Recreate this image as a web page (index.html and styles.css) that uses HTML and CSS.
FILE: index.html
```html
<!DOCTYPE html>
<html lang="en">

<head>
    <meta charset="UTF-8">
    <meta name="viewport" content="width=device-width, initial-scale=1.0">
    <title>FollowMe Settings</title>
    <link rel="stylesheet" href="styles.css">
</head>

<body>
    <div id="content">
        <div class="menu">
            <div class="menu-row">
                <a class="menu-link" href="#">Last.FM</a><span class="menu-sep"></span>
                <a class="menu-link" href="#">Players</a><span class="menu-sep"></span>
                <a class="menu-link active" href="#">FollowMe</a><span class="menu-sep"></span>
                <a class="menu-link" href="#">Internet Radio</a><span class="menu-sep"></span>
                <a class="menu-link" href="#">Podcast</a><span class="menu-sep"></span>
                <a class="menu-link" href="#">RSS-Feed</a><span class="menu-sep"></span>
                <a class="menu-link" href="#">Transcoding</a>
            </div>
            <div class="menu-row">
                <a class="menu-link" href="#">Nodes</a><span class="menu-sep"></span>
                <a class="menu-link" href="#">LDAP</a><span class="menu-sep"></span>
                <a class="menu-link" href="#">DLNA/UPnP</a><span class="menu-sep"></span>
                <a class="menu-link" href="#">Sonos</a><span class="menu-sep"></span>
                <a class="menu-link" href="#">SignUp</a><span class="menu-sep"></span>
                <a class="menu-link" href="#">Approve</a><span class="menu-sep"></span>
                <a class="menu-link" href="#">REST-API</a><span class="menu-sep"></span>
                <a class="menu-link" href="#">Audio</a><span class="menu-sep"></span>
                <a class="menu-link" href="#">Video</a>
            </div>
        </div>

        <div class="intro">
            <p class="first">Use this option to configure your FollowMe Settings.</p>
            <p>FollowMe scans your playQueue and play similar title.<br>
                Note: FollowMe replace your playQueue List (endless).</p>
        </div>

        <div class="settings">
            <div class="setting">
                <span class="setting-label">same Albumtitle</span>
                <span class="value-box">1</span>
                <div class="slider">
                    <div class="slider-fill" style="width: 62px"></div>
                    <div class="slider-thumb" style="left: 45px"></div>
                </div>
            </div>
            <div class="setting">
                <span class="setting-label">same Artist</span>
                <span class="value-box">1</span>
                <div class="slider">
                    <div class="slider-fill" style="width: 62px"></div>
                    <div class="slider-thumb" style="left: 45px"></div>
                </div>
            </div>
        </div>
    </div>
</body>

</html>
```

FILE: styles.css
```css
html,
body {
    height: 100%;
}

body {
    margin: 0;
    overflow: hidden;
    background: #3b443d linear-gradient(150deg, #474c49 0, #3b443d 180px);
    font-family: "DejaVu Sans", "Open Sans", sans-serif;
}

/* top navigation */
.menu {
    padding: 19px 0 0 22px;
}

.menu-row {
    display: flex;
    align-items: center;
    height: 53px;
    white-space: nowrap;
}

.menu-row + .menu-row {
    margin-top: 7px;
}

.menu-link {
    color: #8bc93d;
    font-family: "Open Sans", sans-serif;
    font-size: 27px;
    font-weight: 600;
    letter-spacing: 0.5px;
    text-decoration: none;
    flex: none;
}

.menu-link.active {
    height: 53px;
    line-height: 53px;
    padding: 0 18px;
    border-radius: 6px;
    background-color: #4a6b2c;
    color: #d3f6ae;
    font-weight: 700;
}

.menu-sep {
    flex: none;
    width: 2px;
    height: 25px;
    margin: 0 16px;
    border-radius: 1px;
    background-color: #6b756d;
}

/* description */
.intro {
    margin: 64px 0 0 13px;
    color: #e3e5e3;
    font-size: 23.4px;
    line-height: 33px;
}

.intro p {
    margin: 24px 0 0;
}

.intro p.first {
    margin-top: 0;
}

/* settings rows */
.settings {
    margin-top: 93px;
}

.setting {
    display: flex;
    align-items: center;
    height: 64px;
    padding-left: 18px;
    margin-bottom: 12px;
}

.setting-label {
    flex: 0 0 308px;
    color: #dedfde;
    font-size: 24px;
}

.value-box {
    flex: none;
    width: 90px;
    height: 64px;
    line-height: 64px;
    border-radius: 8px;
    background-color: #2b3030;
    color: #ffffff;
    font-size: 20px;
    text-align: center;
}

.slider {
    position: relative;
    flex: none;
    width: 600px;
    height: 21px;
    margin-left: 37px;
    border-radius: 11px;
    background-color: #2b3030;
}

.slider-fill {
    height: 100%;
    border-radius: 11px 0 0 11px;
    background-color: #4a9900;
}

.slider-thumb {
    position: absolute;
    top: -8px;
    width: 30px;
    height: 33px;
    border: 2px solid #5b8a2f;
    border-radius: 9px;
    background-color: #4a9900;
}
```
::::::
=== Stated problem ===
Your task is to transcribe the material exactly.

=== Reply to the task ===
Recreate this image as a web page (index.html and styles.css) that uses HTML and CSS.
FILE: index.html
```html
<!DOCTYPE html>
<html lang="en">

<head>
    <meta charset="UTF-8">
    <meta name="viewport" content="width=device-width, initial-scale=1.0">
    <title>FollowMe Settings</title>
    <link rel="stylesheet" href="styles.css">
</head>

<body>
    <div id="content">
        <div class="menu">
            <div class="menu-row">
                <a class="menu-link" href="#">Last.FM</a><span class="menu-sep"></span>
                <a class="menu-link" href="#">Players</a><span class="menu-sep"></span>
                <a class="menu-link active" href="#">FollowMe</a><span class="menu-sep"></span>
                <a class="menu-link" href="#">Internet Radio</a><span class="menu-sep"></span>
                <a class="menu-link" href="#">Podcast</a><span class="menu-sep"></span>
                <a class="menu-link" href="#">RSS-Feed</a><span class="menu-sep"></span>
                <a class="menu-link" href="#">Transcoding</a>
            </div>
            <div class="menu-row">
                <a class="menu-link" href="#">Nodes</a><span class="menu-sep"></span>
                <a class="menu-link" href="#">LDAP</a><span class="menu-sep"></span>
                <a class="menu-link" href="#">DLNA/UPnP</a><span class="menu-sep"></span>
                <a class="menu-link" href="#">Sonos</a><span class="menu-sep"></span>
                <a class="menu-link" href="#">SignUp</a><span class="menu-sep"></span>
                <a class="menu-link" href="#">Approve</a><span class="menu-sep"></span>
                <a class="menu-link" href="#">REST-API</a><span class="menu-sep"></span>
                <a class="menu-link" href="#">Audio</a><span class="menu-sep"></span>
                <a class="menu-link" href="#">Video</a>
            </div>
        </div>

        <div class="intro">
            <p class="first">Use this option to configure your FollowMe Settings.</p>
            <p>FollowMe scans your playQueue and play similar title.<br>
                Note: FollowMe replace your playQueue List (endless).</p>
        </div>

        <div class="settings">
            <div class="setting">
                <span class="setting-label">same Albumtitle</span>
                <span class="value-box">1</span>
                <div class="slider">
                    <div class="slider-fill" style="width: 62px"></div>
                    <div class="slider-thumb" style="left: 45px"></div>
                </div>
            </div>
            <div class="setting">
                <span class="setting-label">same Artist</span>
                <span class="value-box">1</span>
                <div class="slider">
                    <div class="slider-fill" style="width: 62px"></div>
                    <div class="slider-thumb" style="left: 45px"></div>
                </div>
            </div>
        </div>
    </div>
</body>

</html>
```

FILE: styles.css
```css
html,
body {
    height: 100%;
}

body {
    margin: 0;
    overflow: hidden;
    background: #3b443d linear-gradient(150deg, #474c49 0, #3b443d 180px);
    font-family: "DejaVu Sans", "Open Sans", sans-serif;
}

/* top navigation */
.menu {
    padding: 19px 0 0 22px;
}

.menu-row {
    display: flex;
    align-items: center;
    height: 53px;
    white-space: nowrap;
}

.menu-row + .menu-row {
    margin-top: 7px;
}

.menu-link {
    color: #8bc93d;
    font-family: "Open Sans", sans-serif;
    font-size: 27px;
    font-weight: 600;
    letter-spacing: 0.5px;
    text-decoration: none;
    flex: none;
}

.menu-link.active {
    height: 53px;
    line-height: 53px;
    padding: 0 18px;
    border-radius: 6px;
    background-color: #4a6b2c;
    color: #d3f6ae;
    font-weight: 700;
}

.menu-sep {
    flex: none;
    width: 2px;
    height: 25px;
    margin: 0 16px;
    border-radius: 1px;
    background-color: #6b756d;
}

/* description */
.intro {
    margin: 64px 0 0 13px;
    color: #e3e5e3;
    font-size: 23.4px;
    line-height: 33px;
}

.intro p {
    margin: 24px 0 0;
}

.intro p.first {
    margin-top: 0;
}

/* settings rows */
.settings {
    margin-top: 93px;
}

.setting {
    display: flex;
    align-items: center;
    height: 64px;
    padding-left: 18px;
    margin-bottom: 12px;
}

.setting-label {
    flex: 0 0 308px;
    color: #dedfde;
    font-size: 24px;
}

.value-box {
    flex: none;
    width: 90px;
    height: 64px;
    line-height: 64px;
    border-radius: 8px;
    background-color: #2b3030;
    color: #ffffff;
    font-size: 20px;
    text-align: center;
}

.slider {
    position: relative;
    flex: none;
    width: 600px;
    height: 21px;
    margin-left: 37px;
    border-radius: 11px;
    background-color: #2b3030;
}

.slider-fill {
    height: 100%;
    border-radius: 11px 0 0 11px;
    background-color: #4a9900;
}

.slider-thumb {
    position: absolute;
    top: -8px;
    width: 30px;
    height: 33px;
    border: 2px solid #5b8a2f;
    border-radius: 9px;
    background-color: #4a9900;
}
```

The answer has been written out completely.